**Problem requirements**: Retype the material word for word.

/---

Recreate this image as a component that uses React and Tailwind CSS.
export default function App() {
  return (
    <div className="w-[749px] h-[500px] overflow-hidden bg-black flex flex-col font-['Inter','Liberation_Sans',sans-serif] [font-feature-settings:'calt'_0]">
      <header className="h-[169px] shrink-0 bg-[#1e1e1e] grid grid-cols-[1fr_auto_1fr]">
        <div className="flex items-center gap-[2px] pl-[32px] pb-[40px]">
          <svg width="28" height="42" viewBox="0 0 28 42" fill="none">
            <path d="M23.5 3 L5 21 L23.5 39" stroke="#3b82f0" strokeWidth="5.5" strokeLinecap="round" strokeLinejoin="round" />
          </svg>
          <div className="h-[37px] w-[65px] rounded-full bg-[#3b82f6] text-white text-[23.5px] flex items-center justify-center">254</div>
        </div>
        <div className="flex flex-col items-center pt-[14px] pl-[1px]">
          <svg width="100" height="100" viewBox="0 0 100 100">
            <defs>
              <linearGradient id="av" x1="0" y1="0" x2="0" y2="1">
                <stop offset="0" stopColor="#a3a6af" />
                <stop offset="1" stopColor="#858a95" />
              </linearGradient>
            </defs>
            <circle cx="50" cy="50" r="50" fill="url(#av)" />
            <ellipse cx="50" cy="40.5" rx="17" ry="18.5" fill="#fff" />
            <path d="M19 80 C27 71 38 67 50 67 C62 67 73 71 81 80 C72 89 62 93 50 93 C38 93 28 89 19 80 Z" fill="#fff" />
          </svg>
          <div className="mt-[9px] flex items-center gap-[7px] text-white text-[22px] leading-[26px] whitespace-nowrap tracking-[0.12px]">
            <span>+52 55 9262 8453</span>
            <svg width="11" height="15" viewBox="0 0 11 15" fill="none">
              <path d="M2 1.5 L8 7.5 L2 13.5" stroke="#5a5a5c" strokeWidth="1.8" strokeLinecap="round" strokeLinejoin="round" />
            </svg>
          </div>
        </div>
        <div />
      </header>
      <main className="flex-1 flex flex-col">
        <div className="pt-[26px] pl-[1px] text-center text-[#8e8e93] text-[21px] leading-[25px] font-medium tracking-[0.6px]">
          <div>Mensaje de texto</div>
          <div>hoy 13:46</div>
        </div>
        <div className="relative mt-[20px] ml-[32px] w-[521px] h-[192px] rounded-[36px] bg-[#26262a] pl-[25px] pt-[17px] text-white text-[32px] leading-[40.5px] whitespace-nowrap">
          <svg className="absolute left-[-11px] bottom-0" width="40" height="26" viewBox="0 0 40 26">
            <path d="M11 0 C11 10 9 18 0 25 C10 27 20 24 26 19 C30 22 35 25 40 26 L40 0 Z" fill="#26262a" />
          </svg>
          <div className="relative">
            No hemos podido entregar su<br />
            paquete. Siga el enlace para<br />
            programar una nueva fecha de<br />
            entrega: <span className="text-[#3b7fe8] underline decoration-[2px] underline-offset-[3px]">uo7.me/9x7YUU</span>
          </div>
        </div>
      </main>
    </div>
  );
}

\---

**Right answer**:
Recreate this image as a component that uses React and Tailwind CSS.
export default function App() {
  return (
    <div className="w-[749px] h-[500px] overflow-hidden bg-black flex flex-col font-['Inter','Liberation_Sans',sans-serif] [font-feature-settings:'calt'_0]">
      <header className="h-[169px] shrink-0 bg-[#1e1e1e] grid grid-cols-[1fr_auto_1fr]">
        <div className="flex items-center gap-[2px] pl-[32px] pb-[40px]">
          <svg width="28" height="42" viewBox="0 0 28 42" fill="none">
            <path d="M23.5 3 L5 21 L23.5 39" stroke="#3b82f0" strokeWidth="5.5" strokeLinecap="round" strokeLinejoin="round" />
          </svg>
          <div className="h-[37px] w-[65px] rounded-full bg-[#3b82f6] text-white text-[23.5px] flex items-center justify-center">254</div>
        </div>
        <div className="flex flex-col items-center pt-[14px] pl-[1px]">
          <svg width="100" height="100" viewBox="0 0 100 100">
            <defs>
              <linearGradient id="av" x1="0" y1="0" x2="0" y2="1">
                <stop offset="0" stopColor="#a3a6af" />
                <stop offset="1" stopColor="#858a95" />
              </linearGradient>
            </defs>
            <circle cx="50" cy="50" r="50" fill="url(#av)" />
            <ellipse cx="50" cy="40.5" rx="17" ry="18.5" fill="#fff" />
            <path d="M19 80 C27 71 38 67 50 67 C62 67 73 71 81 80 C72 89 62 93 50 93 C38 93 28 89 19 80 Z" fill="#fff" />
          </svg>
          <div className="mt-[9px] flex items-center gap-[7px] text-white text-[22px] leading-[26px] whitespace-nowrap tracking-[0.12px]">
            <span>+52 55 9262 8453</span>
            <svg width="11" height="15" viewBox="0 0 11 15" fill="none">
              <path d="M2 1.5 L8 7.5 L2 13.5" stroke="#5a5a5c" strokeWidth="1.8" strokeLinecap="round" strokeLinejoin="round" />
            </svg>
          </div>
        </div>
        <div />
      </header>
      <main className="flex-1 flex flex-col">
        <div className="pt-[26px] pl-[1px] text-center text-[#8e8e93] text-[21px] leading-[25px] font-medium tracking-[0.6px]">
          <div>Mensaje de texto</div>
          <div>hoy 13:46</div>
        </div>
        <div className="relative mt-[20px] ml-[32px] w-[521px] h-[192px] rounded-[36px] bg-[#26262a] pl-[25px] pt-[17px] text-white text-[32px] leading-[40.5px] whitespace-nowrap">
          <svg className="absolute left-[-11px] bottom-0" width="40" height="26" viewBox="0 0 40 26">
            <path d="M11 0 C11 10 9 18 0 25 C10 27 20 24 26 19 C30 22 35 25 40 26 L40 0 Z" fill="#26262a" />
          </svg>
          <div className="relative">
            No hemos podido entregar su<br />
            paquete. Siga el enlace para<br />
            programar una nueva fecha de<br />
            entrega: <span className="text-[#3b7fe8] underline decoration-[2px] underline-offset-[3px]">uo7.me/9x7YUU</span>
          </div>
        </div>
      </main>
    </div>
  );
}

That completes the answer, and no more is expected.